I humbly disagree with that statement. Chemical engineers are actively involved in doing exactly the above three - I have grad school friends doing them. It depends on your definition of “new” though. You are right that a Chemical engineer will not look into fundamental chemistry of new drugs - but Chemical engineers bring out new drugs by making separations possible which were previously not possible. The coating on drugs to make them more effective and target release in effective areas of the alimentary canal is also Chemical engineering. I can give other examples, if necessary.
Thanks unfortunate - maybe you do not work with good engineers. In my school, the Chemical Engineering department used to have the biggest research budget and salary wise starting Chemical Engineering salaries have been the highest for the last 10 years or so.
The only bad engineers I’ve run into are the ones that don’t recognize this difference in training.
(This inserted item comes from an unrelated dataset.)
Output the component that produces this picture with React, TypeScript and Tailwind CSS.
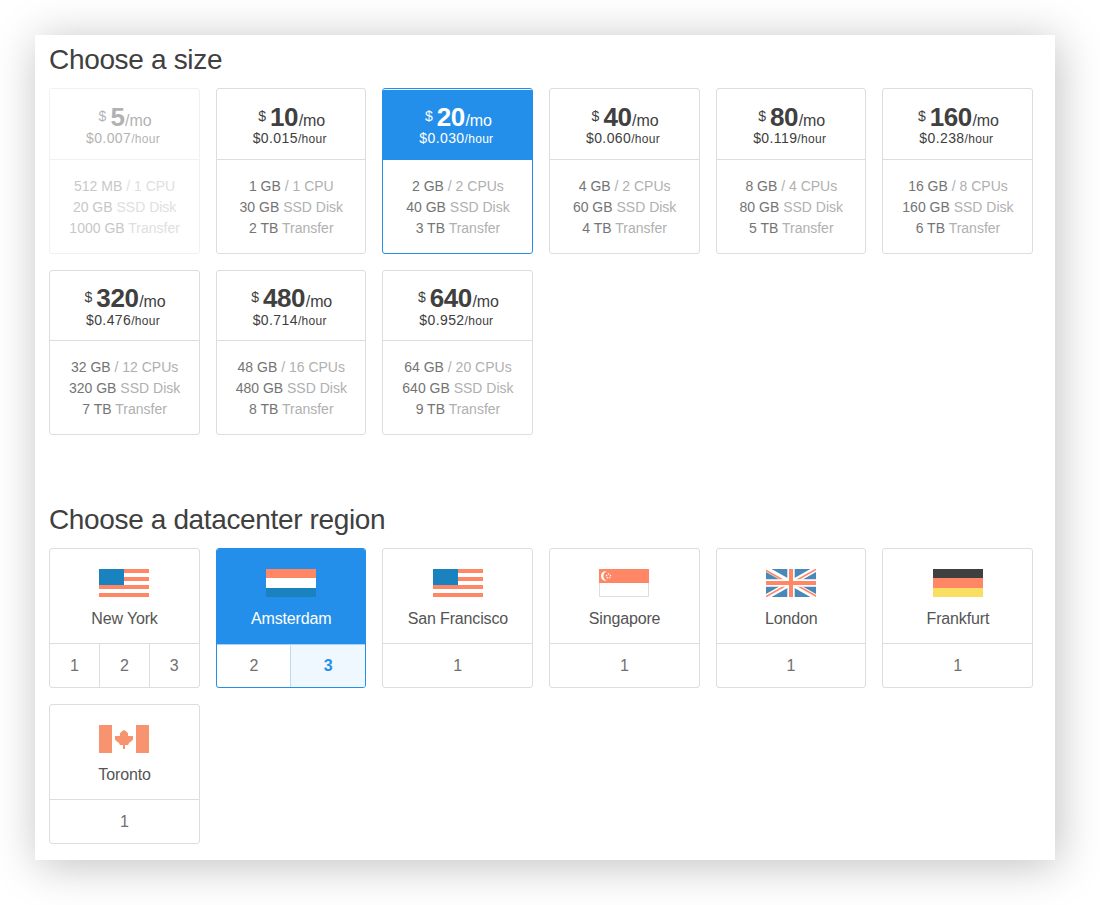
import React from "react";

type Plan = {
  price: string;
  hour: string;
  memory: string;
  cpus: string;
  disk: string;
  transfer: string;
  state?: "disabled" | "selected";
};

const plans: Plan[] = [
  { price: "5", hour: "0.007", memory: "512 MB", cpus: "1 CPU", disk: "20 GB", transfer: "1000 GB", state: "disabled" },
  { price: "10", hour: "0.015", memory: "1 GB", cpus: "1 CPU", disk: "30 GB", transfer: "2 TB" },
  { price: "20", hour: "0.030", memory: "2 GB", cpus: "2 CPUs", disk: "40 GB", transfer: "3 TB", state: "selected" },
  { price: "40", hour: "0.060", memory: "4 GB", cpus: "2 CPUs", disk: "60 GB", transfer: "4 TB" },
  { price: "80", hour: "0.119", memory: "8 GB", cpus: "4 CPUs", disk: "80 GB", transfer: "5 TB" },
  { price: "160", hour: "0.238", memory: "16 GB", cpus: "8 CPUs", disk: "160 GB", transfer: "6 TB" },
  { price: "320", hour: "0.476", memory: "32 GB", cpus: "12 CPUs", disk: "320 GB", transfer: "7 TB" },
  { price: "480", hour: "0.714", memory: "48 GB", cpus: "16 CPUs", disk: "480 GB", transfer: "8 TB" },
  { price: "640", hour: "0.952", memory: "64 GB", cpus: "20 CPUs", disk: "640 GB", transfer: "9 TB" },
];

function Spec({ value, label }: { value: string; label: string }) {
  return (
    <div className="whitespace-nowrap text-[#b0b0b0]">
      <span className="text-[#747474]">{value}</span> {label}
    </div>
  );
}

function PlanCard({ plan }: { plan: Plan }) {
  const selected = plan.state === "selected";
  return (
    <div
      className={`flex h-[165.4px] flex-col overflow-hidden rounded-[3px] border text-center ${
        selected ? "border-[#248feb]" : "border-[#dddddd]"
      } ${plan.state === "disabled" ? "opacity-40" : ""}`}
    >
      <div
        className={`h-[70.6px] shrink-0 border-b pt-[13.6px] ${
          selected
            ? "border-[#248feb] bg-[#248feb] text-white shadow-[inset_0_1px_0_#e8f4fe]"
            : "border-[#dddddd] text-[#404040]"
        }`}
      >
        <div className="h-[27.4px] pl-[1.4px] text-[16px] leading-[28px] whitespace-nowrap">
          <span className="relative -top-[5px] mr-1 text-[14px]">$</span>
          <span className="text-[26px] font-bold tracking-[-0.4px]">{plan.price}</span>
          <span className="pl-[0.6px] tracking-[-0.1px]">/mo</span>
        </div>
        <div className="h-4 pr-[2.6px] text-[14px] leading-4 whitespace-nowrap">
          <span className="tracking-[0.4px]">${plan.hour}</span>
          <span className="text-[12px] tracking-[0.3px]">/hour</span>
        </div>
      </div>
      <div className="pt-[15.6px] pl-[0.6px] text-[14px] leading-[21px]">
        <Spec value={plan.memory} label={`/ ${plan.cpus}`} />
        <Spec value={plan.disk} label="SSD Disk" />
        <Spec value={plan.transfer} label="Transfer" />
      </div>
    </div>
  );
}

function UsaFlag() {
  return (
    <svg width="50" height="28" viewBox="0 0 50 28" shapeRendering="crispEdges">
      <path fill="#fff" d="M0 0h50v28H0z" />
      <path fill="#ff8765" d="M0 0h50v4H0zM0 8h50v4H0zM0 16h50v4H0zM0 24h50v4H0z" />
      <path fill="#1a82bf" d="M0 0h25v16H0z" />
    </svg>
  );
}

function DutchFlag() {
  return (
    <svg width="50" height="28" viewBox="0 0 50 28" shapeRendering="crispEdges">
      <path fill="#ff8765" d="M0 0h50v9H0z" />
      <path fill="#fff" d="M0 9h50v10H0z" />
      <path fill="#1a82bf" d="M0 19h50v9H0z" />
    </svg>
  );
}

function SingaporeFlag() {
  return (
    <svg width="50" height="28" viewBox="0 0 50 28">
      <path fill="#fff" stroke="#dddddd" d="M.5 .5h49v27h-49z" />
      <path fill="#ff8765" d="M0 0h50v14H0z" />
      <path fill="#fff" d="M7.6 2.4a4.7 4.7 0 1 0 0 9.2A4.9 4.9 0 0 1 7.6 2.4z" />
      <g fill="#fff">
        <circle cx="9.5" cy="5" r=".8" />
        <circle cx="7.6" cy="6.6" r=".8" />
        <circle cx="11.4" cy="6.6" r=".8" />
        <circle cx="8.4" cy="8.7" r=".8" />
        <circle cx="10.6" cy="8.7" r=".8" />
      </g>
    </svg>
  );
}

function BritishFlag() {
  return (
    <svg width="50" height="28" viewBox="0 0 50 28">
      <path fill="#4a88b8" d="M0 0h50v28H0z" />
      <path stroke="#fff" strokeWidth="5.4" d="M0 0l50 28M50 0L0 28" />
      <path stroke="#ff8765" strokeWidth="1.7" d="M-.7 1.1L24 15M51 27.5L25 13M50 .4L25 14.4M0 27.6L25 13.6" />
      <path fill="#fff" d="M21.3 0h7.4v28h-7.4zM0 10.2h50v7.6H0z" />
      <path fill="#ff8765" d="M23 0h4v28h-4zM0 12h50v4H0z" />
    </svg>
  );
}

function GermanFlag() {
  return (
    <svg width="50" height="28" viewBox="0 0 50 28" shapeRendering="crispEdges">
      <path fill="#404040" d="M0 0h50v9H0z" />
      <path fill="#ff8765" d="M0 9h50v10H0z" />
      <path fill="#f8df62" d="M0 19h50v9H0z" />
    </svg>
  );
}

function CanadianFlag() {
  return (
    <svg width="50" height="28" viewBox="0 0 50 28" fill="#f7936f">
      <path d="M0 0h13v28H0zM37 0h13v28H37z" />
      <path d="M25 5l2 1.2 2 2V11h5v3.5l-1 1.3-3 2.2-1 2h-3v4h-2v-4h-3l-1-2-3-2.2-1-1.3V11h5V8.200l2-2z" />
    </svg>
  );
}

type Region = {
  city: string;
  Flag: () => React.JSX.Element;
  zones: string[];
  selectedZone?: string;
};

const regions: Region[] = [
  { city: "New York", Flag: UsaFlag, zones: ["1", "2", "3"] },
  { city: "Amsterdam", Flag: DutchFlag, zones: ["2", "3"], selectedZone: "3" },
  { city: "San Francisco", Flag: UsaFlag, zones: ["1"] },
  { city: "Singapore", Flag: SingaporeFlag, zones: ["1"] },
  { city: "London", Flag: BritishFlag, zones: ["1"] },
  { city: "Frankfurt", Flag: GermanFlag, zones: ["1"] },
  { city: "Toronto", Flag: CanadianFlag, zones: ["1"] },
];

function RegionCard({ region }: { region: Region }) {
  const { city, Flag, zones, selectedZone } = region;
  const selected = selectedZone !== undefined;
  return (
    <div
      className={`flex h-[140px] flex-col overflow-hidden rounded-[3px] border text-[16px] ${
        selected ? "border-[#248feb]" : "border-[#dddddd]"
      }`}
    >
      <div
        className={`flex shrink-0 flex-col items-center pt-5 ${
          selected ? "h-[95px] bg-[#248feb] text-white" : "h-[94px] text-[#545454]"
        }`}
      >
        <Flag />
        <div className="mt-3 pl-[0.4px] leading-5 tracking-[-0.15px] whitespace-nowrap">{city}</div>
      </div>
      <div className={`flex grow border-t ${selected ? "border-[#a5d2f7]" : "border-[#dddddd]"}`}>
        {zones.map((zone, i) => (
          <div
            key={zone}
            className={`flex flex-1 items-center justify-center ${i > 0 ? "border-l" : ""} ${
              selected ? "border-[#b9dcf8]" : "border-[#dddddd]"
            } ${i > 0 && selected ? "-ml-px" : ""} ${
              zone === selectedZone ? "bg-[#eff7ff] font-bold text-[#248feb]" : "text-[#707070]"
            }`}
          >
            {zone}
          </div>
        ))}
      </div>
    </div>
  );
}

export default function App() {
  return (
    <div className="h-[905px] w-[1100px] overflow-hidden bg-white p-[35px] font-['Liberation_Sans',Arial,sans-serif]">
      <main className="h-[825px] w-[1020px] bg-white px-[14px] pt-2 shadow-[3px_5px_42px_rgba(0,0,0,0.25)]">
        <section className="h-[460px]">
          <h2 className="h-[45.4px] text-[28px] leading-[33px] tracking-[-0.33px] text-[#404040]">Choose a size</h2>
          <div className="grid w-[984px] grid-cols-6 gap-4">
            {plans.map((plan) => (
              <PlanCard key={plan.price} plan={plan} />
            ))}
          </div>
        </section>
        <section>
          <h2 className="h-[45px] text-[28px] leading-[33px] tracking-[-0.36px] text-[#404040]">
            Choose a datacenter region
          </h2>
          <div className="grid w-[984px] grid-cols-6 gap-4">
            {regions.map((region) => (
              <RegionCard key={region.city} region={region} />
            ))}
          </div>
        </section>
      </main>
    </div>
  );
}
These are the resentful engineers that have genuinely convinced themselves that the extra five years I spent doing research at school didnt teach me anything that their four years of undergrad didnt teach them. It must simply amaze them that chemists get jobs at all, yet there are industrial research jobs where their supreme four year degree does not even qualify them for.
It is true though that chemical engineers typically do get paid more. Chemical engineering is a much more marketable skill, particularly in an economy where budgets are tightening. Research is an amazingly expensive endeavor.